<<<<

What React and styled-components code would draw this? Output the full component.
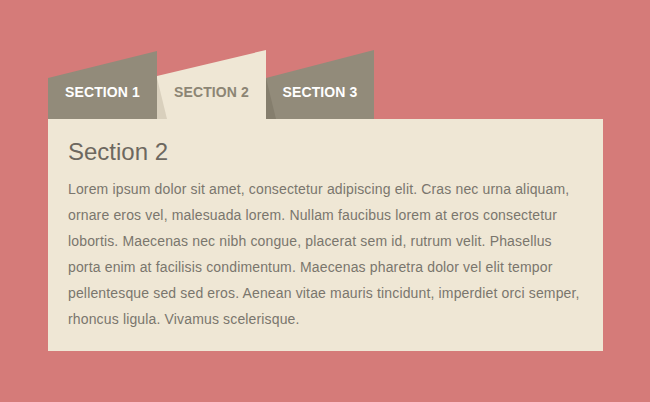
import React, { useState } from "react";
import styled, { createGlobalStyle } from "styled-components";

const Global = createGlobalStyle`
  html, body { margin: 0; padding: 0; }
  body {
    background: #d57b79;
    font-family: "Liberation Sans", Arial, sans-serif;
    width: 650px;
    height: 402px;
    overflow: hidden;
  }
`;

const Wrapper = styled.div`
  padding: 50px 0 0 48px;
  width: 555px;
`;

const TabBar = styled.div`
  display: flex;
  height: 69px;
`;

const Tab = styled.button`
  position: relative;
  width: ${(p) => p.$w}px;
  height: 69px;
  border: 0;
  margin: 0;
  padding: 0 0 19px;
  display: flex;
  align-items: flex-end;
  justify-content: center;
  background: ${(p) => (p.$active ? "#efe7d5" : "#928b7a")};
  color: ${(p) => (p.$active ? "#8c8574" : "#ffffff")};
  font-family: "Liberation Sans", Arial, sans-serif;
  font-weight: bold;
  font-size: 14px;
  line-height: 16px;
  letter-spacing: 0.1px;
  text-transform: uppercase;
  cursor: pointer;
  clip-path: polygon(0 ${(p) => p.$tl}px, 100% ${(p) => p.$tr}px, 100% 100%, 0 100%);

  &::before {
    content: "";
    display: ${(p) => (p.$shadow ? "block" : "none")};
    position: absolute;
    left: 0;
    top: 0;
    width: 10px;
    height: 69px;
    background: ${(p) => (p.$active ? "#d9d0bd" : "#857e6d")};
    clip-path: polygon(0 28px, 100% 100%, 0 100%);
  }
`;

const Label = styled.span`
  position: relative;
`;

const Panel = styled.div`
  background: #efe7d5;
  padding: 19px 20px 19px;
`;

const Title = styled.h2`
  margin: 0;
  font-size: 24px;
  line-height: 28px;
  font-weight: normal;
  color: #6d685f;
`;

const Text = styled.p`
  margin: 10px 0 0;
  font-size: 14px;
  line-height: 26px;
  letter-spacing: 0.15px;
  color: #7a766d;
`;

const tabs = [
  { label: "Section 1", w: 109, tl: 28, tr: 1 },
  { label: "Section 2", w: 109, tl: 26, tr: 0 },
  { label: "Section 3", w: 108, tl: 28, tr: 0 },
];

const lorem =
  "Lorem ipsum dolor sit amet, consectetur adipiscing elit. Cras nec urna aliquam, ornare eros vel, malesuada lorem. Nullam faucibus lorem at eros consectetur lobortis. Maecenas nec nibh congue, placerat sem id, rutrum velit. Phasellus porta enim at facilisis condimentum. Maecenas pharetra dolor vel elit tempor pellentesque sed sed eros. Aenean vitae mauris tincidunt, imperdiet orci semper, rhoncus ligula. Vivamus scelerisque.";

export default function App() {
  const [active, setActive] = useState(1);
  return (
    <>
      <Global />
      <Wrapper>
        <TabBar>
          {tabs.map((t, i) => (
            <Tab
              key={t.label}
              $w={t.w}
              $tl={t.tl}
              $tr={t.tr}
              $active={i === active}
              $shadow={i > 0}
              onClick={() => setActive(i)}
            >
              <Label>{t.label}</Label>
            </Tab>
          ))}
        </TabBar>
        <Panel>
          <Title>{tabs[active].label}</Title>
          <Text>{lorem}</Text>
        </Panel>
      </Wrapper>
    </>
  );
}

>>>>

▶ _What this task involves_:
Retype the listing exactly. Pictures do not belong in the copy.

▶ _The reply_:
What React and styled-components code would draw this? Output the full component.
import React, { useState } from "react";
import styled, { createGlobalStyle } from "styled-components";

const Global = createGlobalStyle`
  html, body { margin: 0; padding: 0; }
  body {
    background: #d57b79;
    font-family: "Liberation Sans", Arial, sans-serif;
    width: 650px;
    height: 402px;
    overflow: hidden;
  }
`;

const Wrapper = styled.div`
  padding: 50px 0 0 48px;
  width: 555px;
`;

const TabBar = styled.div`
  display: flex;
  height: 69px;
`;

const Tab = styled.button`
  position: relative;
  width: ${(p) => p.$w}px;
  height: 69px;
  border: 0;
  margin: 0;
  padding: 0 0 19px;
  display: flex;
  align-items: flex-end;
  justify-content: center;
  background: ${(p) => (p.$active ? "#efe7d5" : "#928b7a")};
  color: ${(p) => (p.$active ? "#8c8574" : "#ffffff")};
  font-family: "Liberation Sans", Arial, sans-serif;
  font-weight: bold;
  font-size: 14px;
  line-height: 16px;
  letter-spacing: 0.1px;
  text-transform: uppercase;
  cursor: pointer;
  clip-path: polygon(0 ${(p) => p.$tl}px, 100% ${(p) => p.$tr}px, 100% 100%, 0 100%);

  &::before {
    content: "";
    display: ${(p) => (p.$shadow ? "block" : "none")};
    position: absolute;
    left: 0;
    top: 0;
    width: 10px;
    height: 69px;
    background: ${(p) => (p.$active ? "#d9d0bd" : "#857e6d")};
    clip-path: polygon(0 28px, 100% 100%, 0 100%);
  }
`;

const Label = styled.span`
  position: relative;
`;

const Panel = styled.div`
  background: #efe7d5;
  padding: 19px 20px 19px;
`;

const Title = styled.h2`
  margin: 0;
  font-size: 24px;
  line-height: 28px;
  font-weight: normal;
  color: #6d685f;
`;

const Text = styled.p`
  margin: 10px 0 0;
  font-size: 14px;
  line-height: 26px;
  letter-spacing: 0.15px;
  color: #7a766d;
`;

const tabs = [
  { label: "Section 1", w: 109, tl: 28, tr: 1 },
  { label: "Section 2", w: 109, tl: 26, tr: 0 },
  { label: "Section 3", w: 108, tl: 28, tr: 0 },
];

const lorem =
  "Lorem ipsum dolor sit amet, consectetur adipiscing elit. Cras nec urna aliquam, ornare eros vel, malesuada lorem. Nullam faucibus lorem at eros consectetur lobortis. Maecenas nec nibh congue, placerat sem id, rutrum velit. Phasellus porta enim at facilisis condimentum. Maecenas pharetra dolor vel elit tempor pellentesque sed sed eros. Aenean vitae mauris tincidunt, imperdiet orci semper, rhoncus ligula. Vivamus scelerisque.";

export default function App() {
  const [active, setActive] = useState(1);
  return (
    <>
      <Global />
      <Wrapper>
        <TabBar>
          {tabs.map((t, i) => (
            <Tab
              key={t.label}
              $w={t.w}
              $tl={t.tl}
              $tr={t.tr}
              $active={i === active}
              $shadow={i > 0}
              onClick={() => setActive(i)}
            >
              <Label>{t.label}</Label>
            </Tab>
          ))}
        </TabBar>
        <Panel>
          <Title>{tabs[active].label}</Title>
          <Text>{lorem}</Text>
        </Panel>
      </Wrapper>
    </>
  );
}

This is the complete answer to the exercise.